I qualify the phrase because being the love interest is a less notable position in the hierarchy of fiction. One can see in the James Bond novels that love interests are fleeting. They disappear in story after story, or worse they fall victim to the villain of the piece.
While death can strike a previously undisclosed relative, usually a writer invents a cousin, sister or brother for a different reason. A relative can enter and leave the hero's life, without friction. A femme relative generates a different dynamic. For example, the male figure can feel overly protective of his female cousin, as Doc did, without suggesting an ulterior motive or being identified as a male chauvinist. On the flip-side, she can shield him, without the fellow knowing it. A female cousin can spot a treacherous femme fatale, as Pat did, without being accused of jealousy. There's a purity in the idea of cousins working together for common justice.
Although some friends and partners of the opposite sex have been successful in fiction, the consistency of such a partnership is rare.
A line will likely be crossed, or a relationship will be teased, and the potential for romance will take over the story. Dent created Pat Savage to evolve into a constant.
The links between Doc and Superman are well known, and Pat Savage likely influenced the development of Superman's cousin.
Acton Comics #252
Like Dent, Otto Binder and Curt Swan could have just as easily introduced Supergirl as a mate for the Man of Steel. When one thinks about it, that would have been the expected course of action, given the Lana-Lois-Superman triangle. The Powers That Were however aimed for something else, chastity that would grant Supeman family and attract a wider audience. Namely little girls.
Jumping far ahead to the early seventies, when the Equal Rights movement gained steam, Stan Lee co-created or catalyzed a trio of woman-based comic books.
The Cat, Night Nurse and Shanna the She-Devil failed to attract a large enough audience to warrant further publication, but Lee and the Marvel Bullpen continued their attempts. In the late seventies, Ms. Marvel and Spider-Woman arose from the era of imagination. These two ladies were successful, thus paving the way for more female creations.
In 1980, Stan Lee himself teamed up with John Buscema to create She-Hulk. She-Hulk is in fact Jennifer Walters, the attorney cousin to Bruce Banner. The mob mortally wounds Jen. She transforms into She-Hulk through a blood transfusion from Bruce.
Her original appearance was clearly not meant to arouse. The book indeed was called Savage She-Hulk.
Or Lady Hulk if you received it in Norway.
Included here since one of the geniuses felt the name She-Hulk degraded the character.
After She-Hulk's series folded, the creative team of Jim Shooter and Greg Laroque paired She-Hulk with Janet Van Dyne, thus giving Shulkie a wardrobe she could not tear out of, otherwise Jan would never speak to her again. After serving in the Avengers, She-Hulk leaped into The Fantastic Four. It is here where John Byrne turned She-Hulk into a gorgeous Woman of Jade and later made her the star of a bizarre comedy series Sensational She-Hulk. Savage no longer applied.

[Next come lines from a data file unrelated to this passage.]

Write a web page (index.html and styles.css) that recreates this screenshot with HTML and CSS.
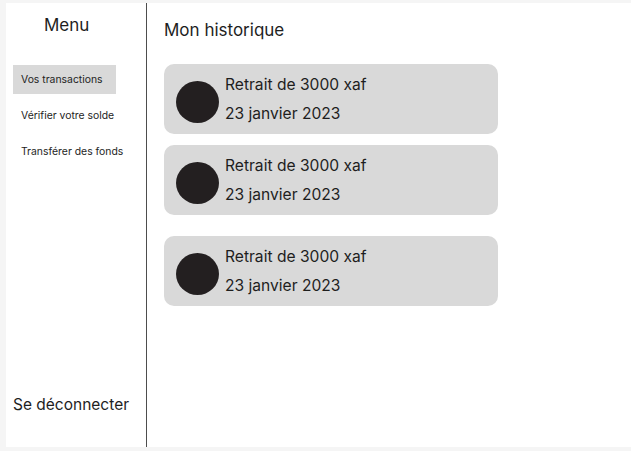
FILE: index.html
```html
<!DOCTYPE html>
<html lang="fr">
<head>
<meta charset="utf-8">
<title>Mon historique</title>
<link rel="stylesheet" href="styles.css">
</head>
<body>
<div class="frame">
  <div class="panel">
    <aside class="sidebar">
      <div class="menu-title">Menu</div>
      <nav class="nav">
        <a class="nav-item active">Vos transactions</a>
        <a class="nav-item">Vérifier votre solde</a>
        <a class="nav-item">Transférer des fonds</a>
      </nav>
      <div class="logout">Se déconnecter</div>
    </aside>
    <main class="main">
      <h1 class="title">Mon historique</h1>
      <div class="cards">
        <div class="card">
          <div class="avatar"></div>
          <div class="card-text">
            <div class="line">Retrait de 3000 xaf</div>
            <div class="line">23 janvier 2023</div>
          </div>
        </div>
        <div class="card">
          <div class="avatar"></div>
          <div class="card-text">
            <div class="line">Retrait de 3000 xaf</div>
            <div class="line">23 janvier 2023</div>
          </div>
        </div>
        <div class="card card-spaced">
          <div class="avatar"></div>
          <div class="card-text">
            <div class="line">Retrait de 3000 xaf</div>
            <div class="line">23 janvier 2023</div>
          </div>
        </div>
      </div>
    </main>
  </div>
</div>
</body>
</html>
```
FILE: styles.css
```css
* { box-sizing: border-box; }
html, body { margin: 0; padding: 0; }
body {
  background: #f5f5f5;
  font-family: Inter, "Noto Sans", sans-serif;
  color: #1e1e1e;
  width: 631px;
  height: 451px;
  overflow: hidden;
}
.frame {
  padding: 3px 0 4px 6px;
  height: 451px;
}
.panel {
  background: #ffffff;
  height: 444px;
  display: flex;
}
.sidebar {
  width: 141px;
  border-right: 1px solid #4d4d4d;
  display: flex;
  flex-direction: column;
  padding-top: 12px;
  padding-bottom: 33px;
}
.menu-title {
  font-size: 17px;
  line-height: 20px;
  padding-left: 38px;
}
.nav {
  margin-top: 30px;
  display: flex;
  flex-direction: column;
  gap: 7px;
  padding-left: 7px;
}
.nav-item {
  display: block;
  width: 103px;
  height: 29px;
  line-height: 29px;
  padding-left: 8px;
  font-size: 10.4px;
  white-space: nowrap;
}
.nav-item.active { background: #d9d9d9; }
.logout {
  margin-top: auto;
  padding-left: 7px;
  font-size: 15.5px;
  line-height: 19px;
}
.main {
  flex: 1;
  padding: 17px 0 0 17px;
}
.title {
  margin: 0 0 24px;
  font-size: 17px;
  font-weight: 400;
  line-height: 20px;
}
.cards {
  display: flex;
  flex-direction: column;
  gap: 11px;
}
.card {
  width: 334px;
  height: 70px;
  background: #d9d9d9;
  border-radius: 10px;
  display: flex;
  align-items: flex-start;
  padding: 6px 0 0 12px;
}
.card-spaced { margin-top: 10px; }
.avatar {
  width: 43px;
  height: 42px;
  border-radius: 50%;
  background: #231f20;
  margin-top: 11px;
  flex: none;
}
.card-text {
  margin-left: 6px;
}
.line {
  font-size: 15.6px;
  line-height: 29px;
  white-space: nowrap;
}
```
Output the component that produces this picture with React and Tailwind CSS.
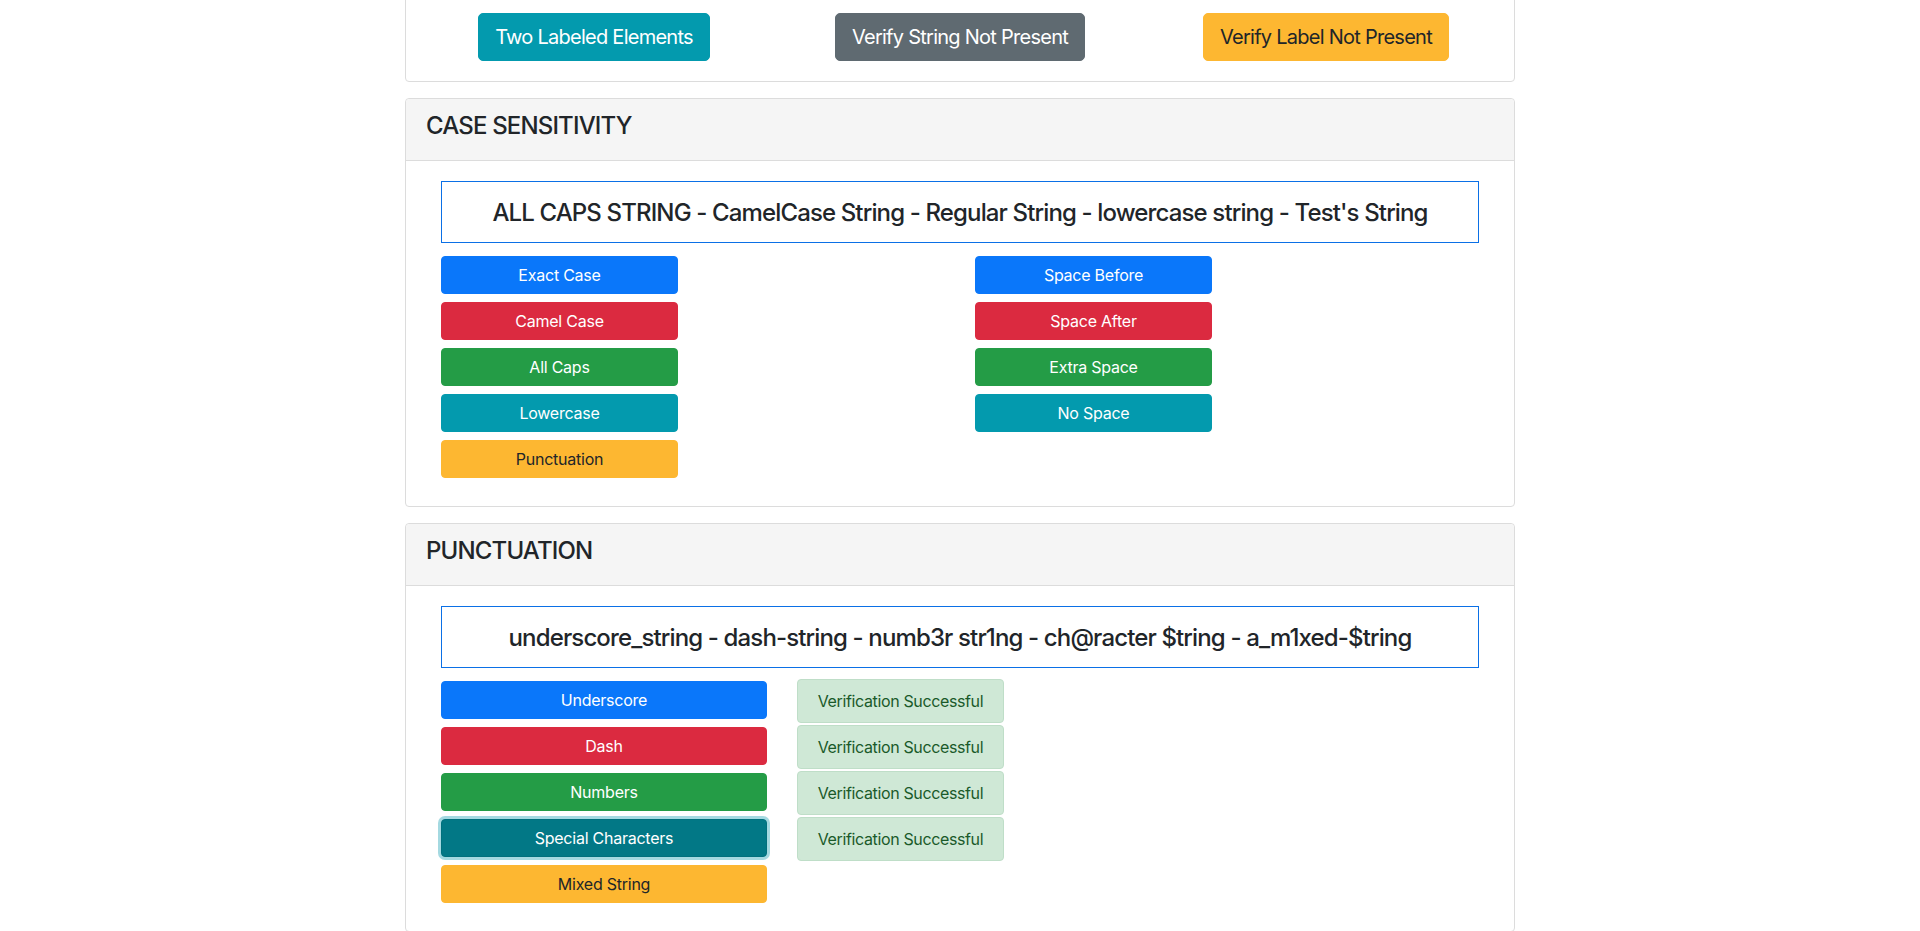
import React from 'react';

const FONT = { fontFamily: 'Inter, "Helvetica Neue", Arial, sans-serif' };

const caseLeft = [
    { label: 'Exact Case', cls: 'bg-[#0a77fa] border-[#0a77fa] text-white' },
    { label: 'Camel Case', cls: 'bg-[#db2a40] border-[#db2a40] text-white' },
    { label: 'All Caps', cls: 'bg-[#249c46] border-[#249c46] text-white' },
    { label: 'Lowercase', cls: 'bg-[#039aae] border-[#039aae] text-white' },
    { label: 'Punctuation', cls: 'bg-[#fdb731] border-[#fdb731] text-[#212529]' },
];

const caseRight = [
    { label: 'Space Before', cls: 'bg-[#0a77fa] border-[#0a77fa] text-white' },
    { label: 'Space After', cls: 'bg-[#db2a40] border-[#db2a40] text-white' },
    { label: 'Extra Space', cls: 'bg-[#249c46] border-[#249c46] text-white' },
    { label: 'No Space', cls: 'bg-[#039aae] border-[#039aae] text-white' },
];

const punctButtons = [
    { label: 'Underscore', cls: 'bg-[#0a77fa] border-[#0a77fa] text-white' },
    { label: 'Dash', cls: 'bg-[#db2a40] border-[#db2a40] text-white' },
    { label: 'Numbers', cls: 'bg-[#249c46] border-[#249c46] text-white' },
    { label: 'Special Characters', cls: 'bg-[#027886] border-[#01707d] text-white shadow-[0_0_0_3px_rgba(90,185,200,0.55)]' },
    { label: 'Mixed String', cls: 'bg-[#fdb731] border-[#fdb731] text-[#212529]' },
];

const Btn = ({ label, cls, width }) => (
    <button className={`${width} h-[38px] mb-2 border rounded-[4px] text-[16px] leading-[24px] tracking-[-0.015em] text-center ${cls}`}>
        {label}
    </button>
);

const CardHeader = ({ title }) => (
    <div className="bg-[#f5f5f5] border-b border-[#dcdcdc] px-5 pt-3 pb-5 rounded-t-[4px]">
        <h4 className="pt-[1px] h-[28.8px] text-[24px] leading-[28.8px] font-medium tracking-[-0.035em] text-[#212529]">{title}</h4>
    </div>
);

const StringBox = ({ text }) => (
    <div className="mx-[15px] h-[62px] border border-[#0b70e6] flex items-center justify-center">
        <h4 className="pt-[3px] text-[24px] leading-[28.8px] font-medium tracking-[-0.036em] text-[#212529]">{text}</h4>
    </div>
);

const LgBtn = ({ label, cls }) => (
    <div className="flex justify-center">
        <button className={`h-[48px] px-4 border rounded-[5px] text-[20px] leading-[30px] tracking-[-0.037em] ${cls}`}>
            {label}
        </button>
    </div>
);

export default function App() {
    return (
        <div className="min-h-screen bg-white overflow-hidden" style={FONT}>
            <div className="w-[1110px] mx-auto">
                {/* top card, scrolled partly off-screen */}
                <div className="-mt-2 border border-[#dcdcdc] rounded-[4px] p-5">
                    <div className="grid grid-cols-3 -mx-[15px]">
                        <LgBtn label="Two Labeled Elements" cls="border-[#039aae] bg-[#039aae] text-white" />
                        <LgBtn label="Verify String Not Present" cls="border-[#5f6a71] bg-[#5f6a71] text-white" />
                        <LgBtn label="Verify Label Not Present" cls="border-[#fdb731] bg-[#fdb731] text-[#212529]" />
                    </div>
                </div>

                {/* case sensitivity */}
                <div className="mt-4 border border-[#dcdcdc] rounded-[4px]">
                    <CardHeader title="CASE SENSITIVITY" />
                    <div className="p-5">
                        <StringBox text="ALL CAPS STRING - CamelCase String - Regular String - lowercase string - Test's String" />
                        <div className="mt-[13px] grid grid-cols-2">
                            <div className="px-[15px] flex flex-col items-start">
                                {caseLeft.map((b) => (
                                    <Btn key={b.label} {...b} width="w-[237px]" />
                                ))}
                            </div>
                            <div className="px-[15px] flex flex-col items-start">
                                {caseRight.map((b) => (
                                    <Btn key={b.label} {...b} width="w-[237px]" />
                                ))}
                            </div>
                        </div>
                    </div>
                </div>

                {/* punctuation */}
                <div className="mt-4 border border-[#dcdcdc] rounded-[4px]">
                    <CardHeader title="PUNCTUATION" />
                    <div className="p-5">
                        <StringBox text="underscore_string - dash-string - numb3r str1ng - ch@racter $tring - a_m1xed-$tring" />
                        <div className="mt-[13px] flex">
                            <div className="w-[356px] px-[15px] flex flex-col">
                                {punctButtons.map((b) => (
                                    <Btn key={b.label} {...b} width="w-full" />
                                ))}
                            </div>
                            <div className="px-[15px] -mt-[2px] flex flex-col">
                                {[0, 1, 2, 3].map((i) => (
                                    <div
                                        key={i}
                                        className="w-[207px] h-[44px] mb-[2px] bg-[#cfe8d6] border border-[#bfdec8] rounded-[4px] text-[#1a5a2a] text-[16px] tracking-[-0.023em] flex items-center justify-center"
                                    >
                                        Verification Successful
                                    </div>
                                ))}
                            </div>
                        </div>
                    </div>
                </div>
            </div>
        </div>
    );
}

A bad artist can turn a good character into a sex object, but throughout She-Hulk's fictional existence, eighteen out of twenty artists and writers chose to respect her.

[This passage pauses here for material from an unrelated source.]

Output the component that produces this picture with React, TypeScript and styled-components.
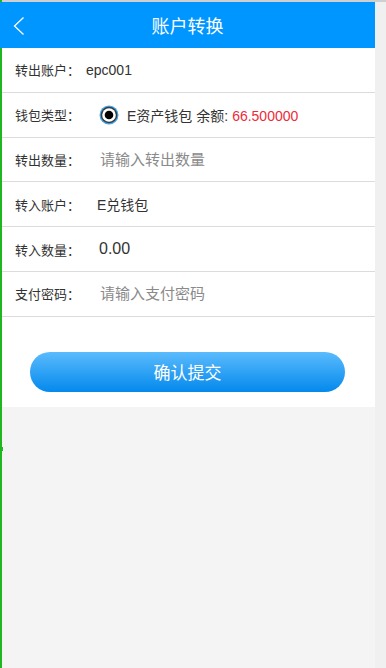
import styled, { createGlobalStyle } from "styled-components";

const GlobalStyle = createGlobalStyle`
  html, body {
    margin: 0;
    padding: 0;
    background: #f0f0f0;
  }
  body {
    border-top: 2px solid #cfcfcf;
    font-family: "Liberation Sans", "Noto Sans CJK SC", sans-serif;
  }
`;

const Page = styled.div`
  width: 375px;
  min-height: 666px;
  background: #f4f4f4;
`;

const EdgeLine = styled.div`
  position: fixed;
  left: 0;
  top: 0;
  bottom: 0;
  width: 2px;
  background: #1fb71f;

  &::after {
    content: "";
    position: absolute;
    left: 0;
    top: 447px;
    width: 3px;
    height: 4px;
    background: #1fb71f;
  }
`;

const Header = styled.header`
  height: 46px;
  background: #0096ff;
  display: flex;
  align-items: center;
  justify-content: center;
  position: relative;
`;

const BackButton = styled.button`
  position: absolute;
  left: 13px;
  top: 14px;
  width: 12px;
  height: 20px;
  padding: 0;
  border: none;
  background: none;
  display: flex;
  align-items: center;
  justify-content: center;
`;

const Title = styled.h1`
  margin: 0;
  color: #fff;
  font-size: 18px;
  font-weight: normal;
`;

const Form = styled.div`
  background: #fff;
`;

const Row = styled.div`
  box-sizing: border-box;
  height: 44.8px;
  border-bottom: 1px solid #dcdcdc;
  display: flex;
  align-items: center;
  padding-left: 15px;
  font-size: 13px;
  color: #333;
`;

const Label = styled.span<{ $wide?: boolean }>`
  width: ${(p) => (p.$wide ? "auto" : "82px")};
  flex-shrink: 0;
  color: #333;
`;

const Value = styled.span<{ $size?: number; $offset?: number }>`
  font-size: ${(p) => p.$size ?? 14}px;
  color: #333;
  margin-left: ${(p) => p.$offset ?? 0}px;
`;

const Input = styled.input`
  border: none;
  outline: none;
  padding: 0;
  margin-left: 3px;
  font-size: 15px;
  font-family: inherit;
  color: #333;
  background: transparent;
  width: 200px;

  &::placeholder {
    color: #8a8a8a;
  }
`;

const RadioWrap = styled.label`
  display: flex;
  align-items: center;
  gap: 8px;
  margin-left: 2px;
  font-size: 14px;
`;

const Balance = styled.span`
  color: #ee2a3a;
  margin-left: 4px;
`;

const ButtonArea = styled.div`
  background: #fff;
  padding: 35px 30px 15px;
`;

const SubmitButton = styled.button`
  width: 100%;
  height: 40px;
  border: none;
  border-radius: 20px;
  background: linear-gradient(to bottom, #5bbbfd, #0389ec);
  color: #fff;
  font-size: 17px;
  font-family: inherit;
`;

const Radio = () => (
  <svg width="20" height="20" viewBox="0 0 20 20">
    <circle cx="10" cy="10" r="9.5" fill="#3fa6e8" />
    <circle cx="10" cy="10" r="8.3" fill="#3a3a3a" />
    <circle cx="10" cy="10" r="6.8" fill="#fff" />
    <circle cx="10" cy="10" r="4.3" fill="#000" />
  </svg>
);

export default function App() {
  return (
    <>
      <GlobalStyle />
      <EdgeLine />
      <Page>
        <Header>
          <BackButton aria-label="返回">
            <svg width="12" height="20" viewBox="0 0 12 20">
              <path d="M10.5 1.5 L1.5 10 L10.5 18.5" fill="none" stroke="#fff" strokeWidth="1.3" />
            </svg>
          </BackButton>
          <Title>账户转换</Title>
        </Header>
        <Form>
          <Row>
            <Label $wide>转出账户：</Label>
            <Value $offset={6}>epc001</Value>
          </Row>
          <Row>
            <Label>钱包类型：</Label>
            <RadioWrap>
              <Radio />
              <span>
                E资产钱包 余额:<Balance>66.500000</Balance>
              </span>
            </RadioWrap>
          </Row>
          <Row>
            <Label>转出数量：</Label>
            <Input placeholder="请输入转出数量" />
          </Row>
          <Row>
            <Label>转入账户：</Label>
            <Value>E兑钱包</Value>
          </Row>
          <Row>
            <Label>转入数量：</Label>
            <Value $size={16} $offset={2}>0.00</Value>
          </Row>
          <Row>
            <Label>支付密码：</Label>
            <Input type="password" placeholder="请输入支付密码" />
          </Row>
        </Form>
        <ButtonArea>
          <SubmitButton>确认提交</SubmitButton>
        </ButtonArea>
      </Page>
    </>
  );
}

They considered her somebody who could heave a tank and smack through a brick wall without harm. She-Hulk is power. In fact every female super hero, from the first Woman in Red...

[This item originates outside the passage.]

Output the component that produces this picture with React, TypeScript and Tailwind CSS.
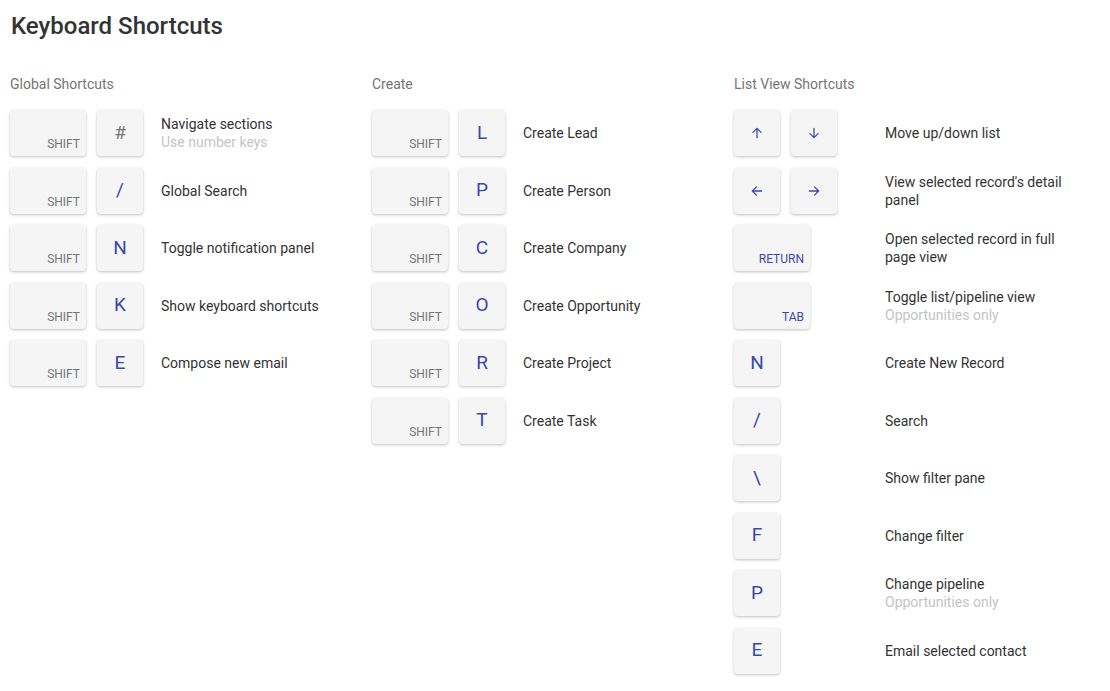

...to the everlasting argues for equal opportunity in serving justice. Goyer and Mazin do a disservice to not just She-Hulk but all these past creations. If you look at Goyer's and Mazin's phrasing, it can be applied to any hero not just the Hulk and She-Hulk.
You can parody these champions. Slash-fictioneers have done so long before professional adult entertainers. There's nothing wrong with such spoofs. The purpose of the creations cannot however be doubted, and David S. Goyer and Chris Mazin exhibit arch ignorance about a comic book history that reflects the inroads made by women throughout each era. From Pat Savage to She-Hulk, these heroines are far more than the sex objects that Goyer and Mazin imagine them to be.